[Extracted data entries]
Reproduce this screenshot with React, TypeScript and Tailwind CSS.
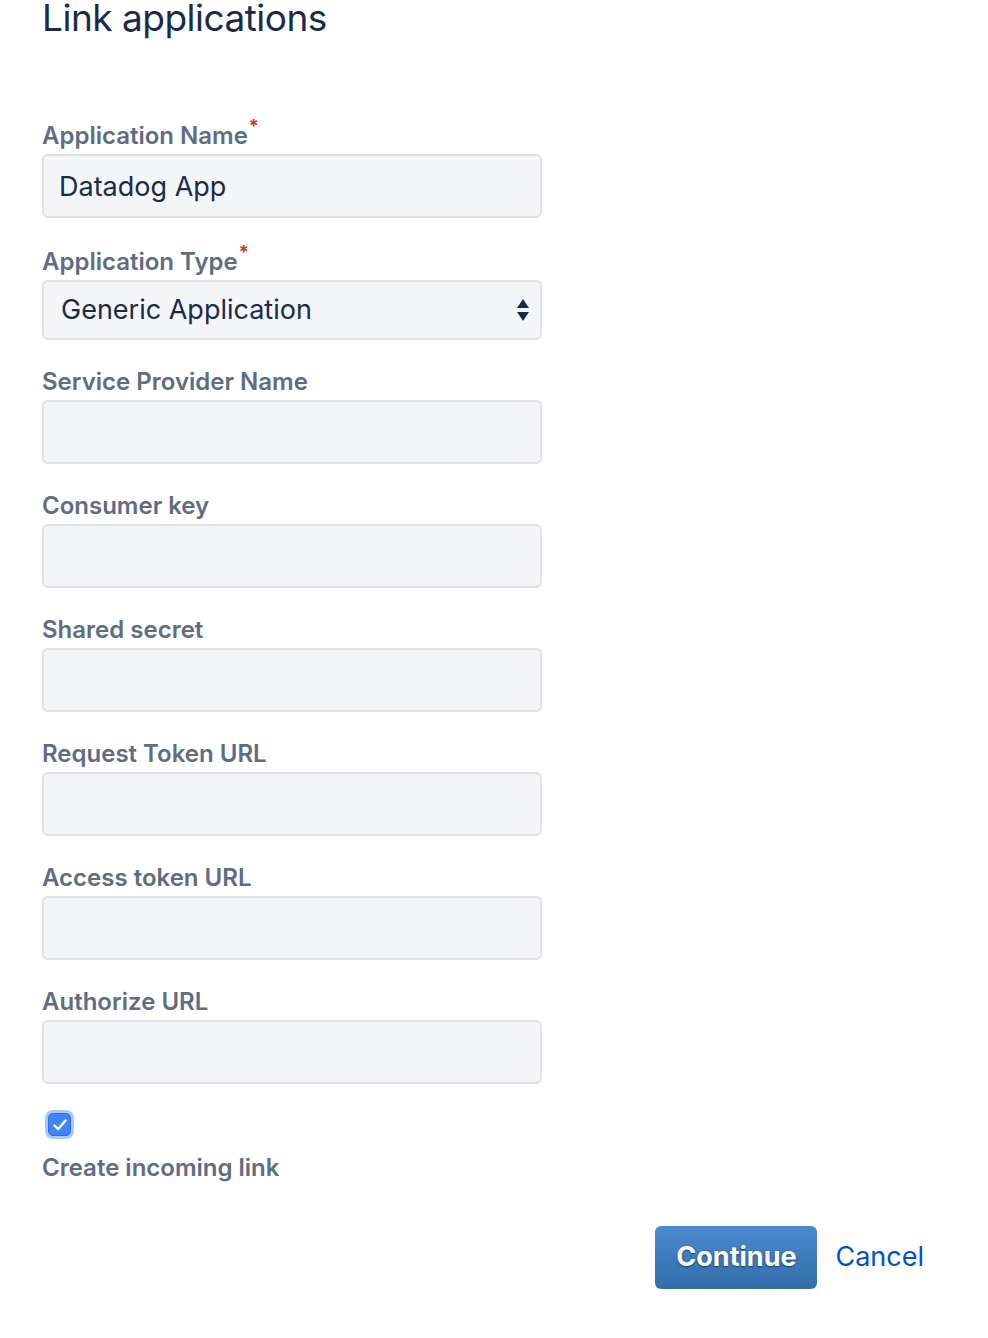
import React from "react";

const fields = [
  { label: "Service Provider Name" },
  { label: "Consumer key" },
  { label: "Shared secret" },
  { label: "Request Token URL" },
  { label: "Access token URL" },
  { label: "Authorize URL" },
];

function Label({ text, required }: { text: string; required?: boolean }) {
  return (
    <div className="h-[37px] flex items-center">
      <span className="text-[24px] font-semibold text-[#5E6C84] leading-none relative">
        {text}
        {required && <span className="absolute -right-[11px] -top-[7px] text-[18px] font-bold text-[#DE350B]">*</span>}
      </span>
    </div>
  );
}

export default function App() {
  return (
    <div className="bg-white min-h-[1338px] pl-[42px] font-['Inter',sans-serif] text-[#172B4D]">
      <h1 className="text-[37px] leading-none font-normal tracking-[-0.5px] pt-[2px] -mt-[3px]">Link applications</h1>

      <div className="w-[500px] mt-[81px]">
        <Label text="Application Name" required />
        <input
          className="w-full h-[64px] rounded-[6px] border-2 border-[#DFE1E6] bg-[#F4F5F7] px-[15px] text-[27px] text-[#172B4D] outline-none"
          defaultValue="Datadog App"
        />

        <div className="mt-[25px]">
          <Label text="Application Type" required />
          <div className="relative h-[60px] rounded-[6px] border-2 border-[#DFE1E6] bg-[#F4F5F7] flex items-center px-[17px]">
            <span className="text-[27px]">Generic Application</span>
            <svg className="absolute right-[10px] top-1/2 -translate-y-1/2" width="14" height="24" viewBox="0 0 14 24">
              <path d="M7 1 L13 10 L1 10 Z" fill="#172B4D" />
              <path d="M1 14 L13 14 L7 23 Z" fill="#172B4D" />
            </svg>
          </div>
        </div>

        {fields.map((f) => (
          <div key={f.label} className="mt-[23px]">
            <Label text={f.label} />
            <input className="w-full h-[64px] rounded-[6px] border-2 border-[#DFE1E6] bg-[#F4F5F7] px-[15px] text-[27px] outline-none" />
          </div>
        ))}

        <div className="mt-[26px] pl-[3px]">
          <div className="w-[29px] h-[29px] rounded-[8px] bg-[#A6C8FA] flex items-center justify-center">
            <div className="w-[23px] h-[23px] rounded-[5px] bg-[#3D86F5] border border-[#2F6FD6] flex items-center justify-center">
              <svg width="16" height="14" viewBox="0 0 16 14">
                <path d="M2.5 7.5 L6.2 11.2 L13.5 2.5" fill="none" stroke="white" strokeWidth="2.4" strokeLinecap="round" strokeLinejoin="round" />
              </svg>
            </div>
          </div>
        </div>
        <div className="mt-[10px] h-[37px] flex items-center">
          <span className="text-[24px] font-semibold text-[#5E6C84]">Create incoming link</span>
        </div>
      </div>

      <div className="w-[882px] mt-[40px] flex items-center justify-end gap-[18px]">
        <button className="h-[63px] w-[162px] rounded-[6px] bg-gradient-to-b from-[#4A8BD1] to-[#336CA9] text-white text-[27px] font-bold [text-shadow:0_1px_2px_rgba(0,0,0,0.5)]">
          Continue
        </button>
        <a className="text-[27px] text-[#0052CC]">Cancel</a>
      </div>
    </div>
  );
}
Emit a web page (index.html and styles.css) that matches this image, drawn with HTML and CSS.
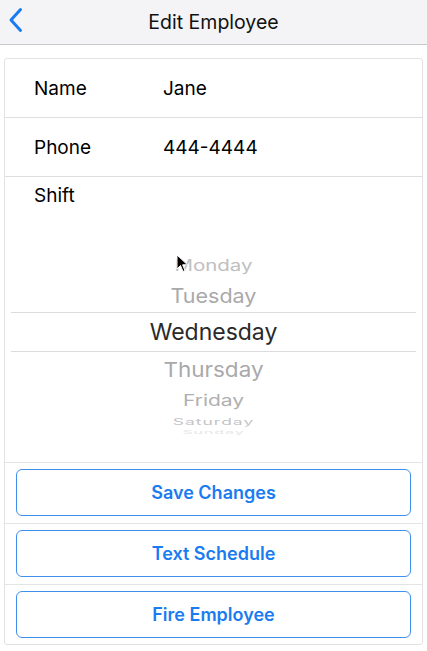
FILE: index.html
```html
<!DOCTYPE html>
<html>
<head>
<meta charset="utf-8">
<link rel="stylesheet" href="styles.css">
</head>
<body>
<header class="nav">
  <svg class="back" width="16" height="26" viewBox="0 0 16 26"><path d="M12.5 2.5 L3 13 L12.5 23.5" fill="none" stroke="#1a7cf0" stroke-width="3" stroke-linecap="round" stroke-linejoin="round"/></svg>
  <h1 class="title">Edit Employee</h1>
</header>
<main class="card">
  <div class="row"><span class="label">Name</span><span class="value">Jane</span></div>
  <div class="row"><span class="label">Phone</span><span class="value">444-4444</span></div>
  <div class="shift">
    <div class="shift-label">Shift</div>
    <div class="picker">
      <div class="day d-mon"><span>Monday</span></div>
      <div class="day d-tue"><span>Tuesday</span></div>
      <div class="day d-wed"><span>Wednesday</span></div>
      <div class="day d-thu"><span>Thursday</span></div>
      <div class="day d-fri"><span>Friday</span></div>
      <div class="day d-sat"><span>Saturday</span></div>
      <div class="day d-sun"><span>Sunday</span></div>
    </div>
    <svg class="cursor" width="14" height="20" viewBox="0 0 14 20"><path d="M1 1 L1 15 L4.5 11.5 L7 17.5 L9 16.6 L6.6 10.8 L11.5 10.8 Z" fill="#000" stroke="#fff" stroke-width="1"/></svg>
  </div>
  <div class="btn-cell"><button class="btn">Save Changes</button></div>
  <div class="btn-cell"><button class="btn">Text Schedule</button></div>
  <div class="btn-cell"><button class="btn">Fire Employee</button></div>
</main>
</body>
</html>
```
FILE: styles.css
```css
* { box-sizing: border-box; }
html, body { margin: 0; padding: 0; background: #fff; }
body {
  width: 427px;
  height: 651px;
  overflow: hidden;
  font-family: Inter, "Liberation Sans", sans-serif;
  color: #000;
}
.nav {
  height: 45px;
  background: #f4f4f6;
  border-bottom: 1px solid #c9c9cc;
  display: flex;
  align-items: center;
  justify-content: center;
  position: relative;
}
.back { position: absolute; left: 8px; top: 7px; }
.title {
  margin: 0;
  font-size: 19.5px;
  font-weight: 400;
  color: #111;
}
.card {
  margin: 13px 4px 0;
  border: 1px solid #e2e2e4;
  border-radius: 3px;
  height: 587px;
  position: relative;
}
.row {
  height: 59px;
  display: flex;
  align-items: center;
  border-bottom: 1px solid #dedee0;
  font-size: 19px;
}
.label { width: 158px; padding-left: 29px; }
.shift {
  height: 286px;
  border-bottom: 1px solid #e4e4e6;
  padding: 8px 6px 0;
  position: relative;
}
.shift-label { font-size: 19px; line-height: 22px; padding-left: 23px; }
.picker {
  margin-top: 43px;
  display: flex;
  flex-direction: column;
}
.day {
  display: flex;
  align-items: center;
  justify-content: center;
  color: #a9a9ab;
  white-space: nowrap;
  font-weight: 400;
}
.day span { display: inline-block; }
.d-mon { height: 30px; font-size: 20.5px; color: #c0c0c2; }
.d-mon span { transform: scaleY(0.74); }
.d-tue { height: 32px; font-size: 21.5px; }
.d-tue span { transform: scaleY(0.92); }
.d-wed {
  height: 40px;
  font-size: 23px;
  color: #2a2a2a;
  border-top: 1px solid #dcdcde;
  border-bottom: 1px solid #dcdcde;
}
.d-thu { height: 34px; font-size: 22.5px; }
.d-thu span { transform: scaleY(0.92); }
.d-fri { height: 28px; font-size: 21px; color: #b0b0b2; }
.d-fri span { transform: scaleY(0.76); }
.d-sat { height: 14px; font-size: 17.5px; color: #c4c4c6; letter-spacing: 1px; }
.d-sat span { transform: scaleY(0.5); }
.d-sun { height: 8px; font-size: 16px; color: #e6e6e8; overflow: hidden; letter-spacing: 1px; }
.d-sun span { transform: scaleY(0.3); }
.cursor { position: absolute; left: 171px; top: 77px; }
.btn-cell {
  height: 61px;
  padding: 6px 11px 0;
  border-bottom: 1px solid #e4e4e6;
}
.btn-cell:last-child { border-bottom: none; }
.btn {
  width: 100%;
  height: 47px;
  background: #fff;
  border: 1.5px solid #3f8fee;
  border-radius: 6px;
  color: #1a7cf0;
  font-family: Inter, "Liberation Sans", sans-serif;
  font-size: 18px;
  font-weight: 600;
}
```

(EXERCISE INSTRUCTIONS): Leave out every picture and copy the rest of the records exactly.

(ANSWER BELOW):
Reproduce this screenshot with React, TypeScript and Tailwind CSS.
import React from "react";

const fields = [
  { label: "Service Provider Name" },
  { label: "Consumer key" },
  { label: "Shared secret" },
  { label: "Request Token URL" },
  { label: "Access token URL" },
  { label: "Authorize URL" },
];

function Label({ text, required }: { text: string; required?: boolean }) {
  return (
    <div className="h-[37px] flex items-center">
      <span className="text-[24px] font-semibold text-[#5E6C84] leading-none relative">
        {text}
        {required && <span className="absolute -right-[11px] -top-[7px] text-[18px] font-bold text-[#DE350B]">*</span>}
      </span>
    </div>
  );
}

export default function App() {
  return (
    <div className="bg-white min-h-[1338px] pl-[42px] font-['Inter',sans-serif] text-[#172B4D]">
      <h1 className="text-[37px] leading-none font-normal tracking-[-0.5px] pt-[2px] -mt-[3px]">Link applications</h1>

      <div className="w-[500px] mt-[81px]">
        <Label text="Application Name" required />
        <input
          className="w-full h-[64px] rounded-[6px] border-2 border-[#DFE1E6] bg-[#F4F5F7] px-[15px] text-[27px] text-[#172B4D] outline-none"
          defaultValue="Datadog App"
        />

        <div className="mt-[25px]">
          <Label text="Application Type" required />
          <div className="relative h-[60px] rounded-[6px] border-2 border-[#DFE1E6] bg-[#F4F5F7] flex items-center px-[17px]">
            <span className="text-[27px]">Generic Application</span>
            <svg className="absolute right-[10px] top-1/2 -translate-y-1/2" width="14" height="24" viewBox="0 0 14 24">
              <path d="M7 1 L13 10 L1 10 Z" fill="#172B4D" />
              <path d="M1 14 L13 14 L7 23 Z" fill="#172B4D" />
            </svg>
          </div>
        </div>

        {fields.map((f) => (
          <div key={f.label} className="mt-[23px]">
            <Label text={f.label} />
            <input className="w-full h-[64px] rounded-[6px] border-2 border-[#DFE1E6] bg-[#F4F5F7] px-[15px] text-[27px] outline-none" />
          </div>
        ))}

        <div className="mt-[26px] pl-[3px]">
          <div className="w-[29px] h-[29px] rounded-[8px] bg-[#A6C8FA] flex items-center justify-center">
            <div className="w-[23px] h-[23px] rounded-[5px] bg-[#3D86F5] border border-[#2F6FD6] flex items-center justify-center">
              <svg width="16" height="14" viewBox="0 0 16 14">
                <path d="M2.5 7.5 L6.2 11.2 L13.5 2.5" fill="none" stroke="white" strokeWidth="2.4" strokeLinecap="round" strokeLinejoin="round" />
              </svg>
            </div>
          </div>
        </div>
        <div className="mt-[10px] h-[37px] flex items-center">
          <span className="text-[24px] font-semibold text-[#5E6C84]">Create incoming link</span>
        </div>
      </div>

      <div className="w-[882px] mt-[40px] flex items-center justify-end gap-[18px]">
        <button className="h-[63px] w-[162px] rounded-[6px] bg-gradient-to-b from-[#4A8BD1] to-[#336CA9] text-white text-[27px] font-bold [text-shadow:0_1px_2px_rgba(0,0,0,0.5)]">
          Continue
        </button>
        <a className="text-[27px] text-[#0052CC]">Cancel</a>
      </div>
    </div>
  );
}
Emit a web page (index.html and styles.css) that matches this image, drawn with HTML and CSS.
FILE: index.html
```html
<!DOCTYPE html>
<html>
<head>
<meta charset="utf-8">
<link rel="stylesheet" href="styles.css">
</head>
<body>
<header class="nav">
  <svg class="back" width="16" height="26" viewBox="0 0 16 26"><path d="M12.5 2.5 L3 13 L12.5 23.5" fill="none" stroke="#1a7cf0" stroke-width="3" stroke-linecap="round" stroke-linejoin="round"/></svg>
  <h1 class="title">Edit Employee</h1>
</header>
<main class="card">
  <div class="row"><span class="label">Name</span><span class="value">Jane</span></div>
  <div class="row"><span class="label">Phone</span><span class="value">444-4444</span></div>
  <div class="shift">
    <div class="shift-label">Shift</div>
    <div class="picker">
      <div class="day d-mon"><span>Monday</span></div>
      <div class="day d-tue"><span>Tuesday</span></div>
      <div class="day d-wed"><span>Wednesday</span></div>
      <div class="day d-thu"><span>Thursday</span></div>
      <div class="day d-fri"><span>Friday</span></div>
      <div class="day d-sat"><span>Saturday</span></div>
      <div class="day d-sun"><span>Sunday</span></div>
    </div>
    <svg class="cursor" width="14" height="20" viewBox="0 0 14 20"><path d="M1 1 L1 15 L4.5 11.5 L7 17.5 L9 16.6 L6.6 10.8 L11.5 10.8 Z" fill="#000" stroke="#fff" stroke-width="1"/></svg>
  </div>
  <div class="btn-cell"><button class="btn">Save Changes</button></div>
  <div class="btn-cell"><button class="btn">Text Schedule</button></div>
  <div class="btn-cell"><button class="btn">Fire Employee</button></div>
</main>
</body>
</html>
```
FILE: styles.css
```css
* { box-sizing: border-box; }
html, body { margin: 0; padding: 0; background: #fff; }
body {
  width: 427px;
  height: 651px;
  overflow: hidden;
  font-family: Inter, "Liberation Sans", sans-serif;
  color: #000;
}
.nav {
  height: 45px;
  background: #f4f4f6;
  border-bottom: 1px solid #c9c9cc;
  display: flex;
  align-items: center;
  justify-content: center;
  position: relative;
}
.back { position: absolute; left: 8px; top: 7px; }
.title {
  margin: 0;
  font-size: 19.5px;
  font-weight: 400;
  color: #111;
}
.card {
  margin: 13px 4px 0;
  border: 1px solid #e2e2e4;
  border-radius: 3px;
  height: 587px;
  position: relative;
}
.row {
  height: 59px;
  display: flex;
  align-items: center;
  border-bottom: 1px solid #dedee0;
  font-size: 19px;
}
.label { width: 158px; padding-left: 29px; }
.shift {
  height: 286px;
  border-bottom: 1px solid #e4e4e6;
  padding: 8px 6px 0;
  position: relative;
}
.shift-label { font-size: 19px; line-height: 22px; padding-left: 23px; }
.picker {
  margin-top: 43px;
  display: flex;
  flex-direction: column;
}
.day {
  display: flex;
  align-items: center;
  justify-content: center;
  color: #a9a9ab;
  white-space: nowrap;
  font-weight: 400;
}
.day span { display: inline-block; }
.d-mon { height: 30px; font-size: 20.5px; color: #c0c0c2; }
.d-mon span { transform: scaleY(0.74); }
.d-tue { height: 32px; font-size: 21.5px; }
.d-tue span { transform: scaleY(0.92); }
.d-wed {
  height: 40px;
  font-size: 23px;
  color: #2a2a2a;
  border-top: 1px solid #dcdcde;
  border-bottom: 1px solid #dcdcde;
}
.d-thu { height: 34px; font-size: 22.5px; }
.d-thu span { transform: scaleY(0.92); }
.d-fri { height: 28px; font-size: 21px; color: #b0b0b2; }
.d-fri span { transform: scaleY(0.76); }
.d-sat { height: 14px; font-size: 17.5px; color: #c4c4c6; letter-spacing: 1px; }
.d-sat span { transform: scaleY(0.5); }
.d-sun { height: 8px; font-size: 16px; color: #e6e6e8; overflow: hidden; letter-spacing: 1px; }
.d-sun span { transform: scaleY(0.3); }
.cursor { position: absolute; left: 171px; top: 77px; }
.btn-cell {
  height: 61px;
  padding: 6px 11px 0;
  border-bottom: 1px solid #e4e4e6;
}
.btn-cell:last-child { border-bottom: none; }
.btn {
  width: 100%;
  height: 47px;
  background: #fff;
  border: 1.5px solid #3f8fee;
  border-radius: 6px;
  color: #1a7cf0;
  font-family: Inter, "Liberation Sans", sans-serif;
  font-size: 18px;
  font-weight: 600;
}
```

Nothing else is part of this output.